OBJECTIVE: Return the listing word for word, as given.

DATASET EXCERPT:
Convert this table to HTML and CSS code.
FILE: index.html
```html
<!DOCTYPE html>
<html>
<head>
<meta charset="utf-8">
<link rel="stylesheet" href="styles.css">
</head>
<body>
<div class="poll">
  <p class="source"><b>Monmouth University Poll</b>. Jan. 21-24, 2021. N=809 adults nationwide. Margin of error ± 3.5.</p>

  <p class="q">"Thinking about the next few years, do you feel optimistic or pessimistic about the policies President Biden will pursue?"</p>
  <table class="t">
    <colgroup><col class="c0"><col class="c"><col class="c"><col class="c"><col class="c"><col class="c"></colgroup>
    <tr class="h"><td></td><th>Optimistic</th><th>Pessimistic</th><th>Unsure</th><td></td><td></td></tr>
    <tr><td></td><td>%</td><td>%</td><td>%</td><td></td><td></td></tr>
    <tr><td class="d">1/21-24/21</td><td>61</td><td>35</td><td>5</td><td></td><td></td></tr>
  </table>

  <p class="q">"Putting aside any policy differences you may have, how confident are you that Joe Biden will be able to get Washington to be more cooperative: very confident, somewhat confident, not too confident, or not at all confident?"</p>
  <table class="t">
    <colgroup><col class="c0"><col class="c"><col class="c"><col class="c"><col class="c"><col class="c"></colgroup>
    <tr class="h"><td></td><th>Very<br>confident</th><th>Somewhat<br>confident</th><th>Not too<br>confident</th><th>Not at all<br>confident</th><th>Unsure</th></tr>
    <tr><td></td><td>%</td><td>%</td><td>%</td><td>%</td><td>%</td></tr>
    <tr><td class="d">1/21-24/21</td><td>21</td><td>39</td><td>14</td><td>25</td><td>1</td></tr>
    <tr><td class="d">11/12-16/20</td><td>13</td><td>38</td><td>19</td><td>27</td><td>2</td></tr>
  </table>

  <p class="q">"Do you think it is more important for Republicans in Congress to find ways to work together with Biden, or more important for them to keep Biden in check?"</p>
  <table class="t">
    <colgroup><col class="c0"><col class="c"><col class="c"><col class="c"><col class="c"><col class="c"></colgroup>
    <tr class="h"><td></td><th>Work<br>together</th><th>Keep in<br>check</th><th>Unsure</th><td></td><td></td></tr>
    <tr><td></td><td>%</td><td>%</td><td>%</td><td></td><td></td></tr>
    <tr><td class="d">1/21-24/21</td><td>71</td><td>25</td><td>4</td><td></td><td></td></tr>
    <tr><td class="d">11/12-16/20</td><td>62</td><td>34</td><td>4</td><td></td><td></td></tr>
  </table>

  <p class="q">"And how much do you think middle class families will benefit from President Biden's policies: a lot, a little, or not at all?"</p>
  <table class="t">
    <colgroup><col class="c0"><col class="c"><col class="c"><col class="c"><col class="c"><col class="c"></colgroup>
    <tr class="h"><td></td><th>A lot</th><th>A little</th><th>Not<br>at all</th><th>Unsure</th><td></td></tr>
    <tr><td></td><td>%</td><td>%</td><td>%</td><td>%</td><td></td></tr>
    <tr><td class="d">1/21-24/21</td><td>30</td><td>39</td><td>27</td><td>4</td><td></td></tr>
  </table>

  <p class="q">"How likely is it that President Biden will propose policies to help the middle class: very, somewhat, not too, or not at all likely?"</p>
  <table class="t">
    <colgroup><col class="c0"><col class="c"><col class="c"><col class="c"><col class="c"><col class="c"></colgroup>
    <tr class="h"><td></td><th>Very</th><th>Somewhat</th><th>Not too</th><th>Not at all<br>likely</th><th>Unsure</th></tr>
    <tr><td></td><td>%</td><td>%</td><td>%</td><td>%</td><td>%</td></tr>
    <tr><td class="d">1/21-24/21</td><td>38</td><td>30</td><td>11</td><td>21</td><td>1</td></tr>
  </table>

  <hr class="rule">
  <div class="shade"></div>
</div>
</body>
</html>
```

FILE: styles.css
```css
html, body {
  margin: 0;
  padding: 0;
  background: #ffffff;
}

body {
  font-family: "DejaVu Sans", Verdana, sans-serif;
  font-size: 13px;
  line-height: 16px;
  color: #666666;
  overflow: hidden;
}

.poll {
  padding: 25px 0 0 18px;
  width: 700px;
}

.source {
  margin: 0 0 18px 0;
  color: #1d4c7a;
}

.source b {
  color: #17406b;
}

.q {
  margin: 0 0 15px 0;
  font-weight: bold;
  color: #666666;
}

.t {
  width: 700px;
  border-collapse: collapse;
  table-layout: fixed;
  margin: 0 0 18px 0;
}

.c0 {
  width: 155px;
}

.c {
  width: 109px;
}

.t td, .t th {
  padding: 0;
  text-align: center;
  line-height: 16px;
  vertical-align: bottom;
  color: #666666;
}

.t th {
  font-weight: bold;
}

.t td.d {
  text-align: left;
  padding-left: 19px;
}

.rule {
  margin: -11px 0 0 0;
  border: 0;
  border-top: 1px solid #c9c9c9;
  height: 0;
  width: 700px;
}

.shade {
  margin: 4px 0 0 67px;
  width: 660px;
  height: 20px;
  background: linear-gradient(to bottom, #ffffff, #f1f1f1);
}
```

THE COMPLETED TASK:
Convert this table to HTML and CSS code.
FILE: index.html
```html
<!DOCTYPE html>
<html>
<head>
<meta charset="utf-8">
<link rel="stylesheet" href="styles.css">
</head>
<body>
<div class="poll">
  <p class="source"><b>Monmouth University Poll</b>. Jan. 21-24, 2021. N=809 adults nationwide. Margin of error ± 3.5.</p>

  <p class="q">"Thinking about the next few years, do you feel optimistic or pessimistic about the policies President Biden will pursue?"</p>
  <table class="t">
    <colgroup><col class="c0"><col class="c"><col class="c"><col class="c"><col class="c"><col class="c"></colgroup>
    <tr class="h"><td></td><th>Optimistic</th><th>Pessimistic</th><th>Unsure</th><td></td><td></td></tr>
    <tr><td></td><td>%</td><td>%</td><td>%</td><td></td><td></td></tr>
    <tr><td class="d">1/21-24/21</td><td>61</td><td>35</td><td>5</td><td></td><td></td></tr>
  </table>

  <p class="q">"Putting aside any policy differences you may have, how confident are you that Joe Biden will be able to get Washington to be more cooperative: very confident, somewhat confident, not too confident, or not at all confident?"</p>
  <table class="t">
    <colgroup><col class="c0"><col class="c"><col class="c"><col class="c"><col class="c"><col class="c"></colgroup>
    <tr class="h"><td></td><th>Very<br>confident</th><th>Somewhat<br>confident</th><th>Not too<br>confident</th><th>Not at all<br>confident</th><th>Unsure</th></tr>
    <tr><td></td><td>%</td><td>%</td><td>%</td><td>%</td><td>%</td></tr>
    <tr><td class="d">1/21-24/21</td><td>21</td><td>39</td><td>14</td><td>25</td><td>1</td></tr>
    <tr><td class="d">11/12-16/20</td><td>13</td><td>38</td><td>19</td><td>27</td><td>2</td></tr>
  </table>

  <p class="q">"Do you think it is more important for Republicans in Congress to find ways to work together with Biden, or more important for them to keep Biden in check?"</p>
  <table class="t">
    <colgroup><col class="c0"><col class="c"><col class="c"><col class="c"><col class="c"><col class="c"></colgroup>
    <tr class="h"><td></td><th>Work<br>together</th><th>Keep in<br>check</th><th>Unsure</th><td></td><td></td></tr>
    <tr><td></td><td>%</td><td>%</td><td>%</td><td></td><td></td></tr>
    <tr><td class="d">1/21-24/21</td><td>71</td><td>25</td><td>4</td><td></td><td></td></tr>
    <tr><td class="d">11/12-16/20</td><td>62</td><td>34</td><td>4</td><td></td><td></td></tr>
  </table>

  <p class="q">"And how much do you think middle class families will benefit from President Biden's policies: a lot, a little, or not at all?"</p>
  <table class="t">
    <colgroup><col class="c0"><col class="c"><col class="c"><col class="c"><col class="c"><col class="c"></colgroup>
    <tr class="h"><td></td><th>A lot</th><th>A little</th><th>Not<br>at all</th><th>Unsure</th><td></td></tr>
    <tr><td></td><td>%</td><td>%</td><td>%</td><td>%</td><td></td></tr>
    <tr><td class="d">1/21-24/21</td><td>30</td><td>39</td><td>27</td><td>4</td><td></td></tr>
  </table>

  <p class="q">"How likely is it that President Biden will propose policies to help the middle class: very, somewhat, not too, or not at all likely?"</p>
  <table class="t">
    <colgroup><col class="c0"><col class="c"><col class="c"><col class="c"><col class="c"><col class="c"></colgroup>
    <tr class="h"><td></td><th>Very</th><th>Somewhat</th><th>Not too</th><th>Not at all<br>likely</th><th>Unsure</th></tr>
    <tr><td></td><td>%</td><td>%</td><td>%</td><td>%</td><td>%</td></tr>
    <tr><td class="d">1/21-24/21</td><td>38</td><td>30</td><td>11</td><td>21</td><td>1</td></tr>
  </table>

  <hr class="rule">
  <div class="shade"></div>
</div>
</body>
</html>
```

FILE: styles.css
```css
html, body {
  margin: 0;
  padding: 0;
  background: #ffffff;
}

body {
  font-family: "DejaVu Sans", Verdana, sans-serif;
  font-size: 13px;
  line-height: 16px;
  color: #666666;
  overflow: hidden;
}

.poll {
  padding: 25px 0 0 18px;
  width: 700px;
}

.source {
  margin: 0 0 18px 0;
  color: #1d4c7a;
}

.source b {
  color: #17406b;
}

.q {
  margin: 0 0 15px 0;
  font-weight: bold;
  color: #666666;
}

.t {
  width: 700px;
  border-collapse: collapse;
  table-layout: fixed;
  margin: 0 0 18px 0;
}

.c0 {
  width: 155px;
}

.c {
  width: 109px;
}

.t td, .t th {
  padding: 0;
  text-align: center;
  line-height: 16px;
  vertical-align: bottom;
  color: #666666;
}

.t th {
  font-weight: bold;
}

.t td.d {
  text-align: left;
  padding-left: 19px;
}

.rule {
  margin: -11px 0 0 0;
  border: 0;
  border-top: 1px solid #c9c9c9;
  height: 0;
  width: 700px;
}

.shade {
  margin: 4px 0 0 67px;
  width: 660px;
  height: 20px;
  background: linear-gradient(to bottom, #ffffff, #f1f1f1);
}
```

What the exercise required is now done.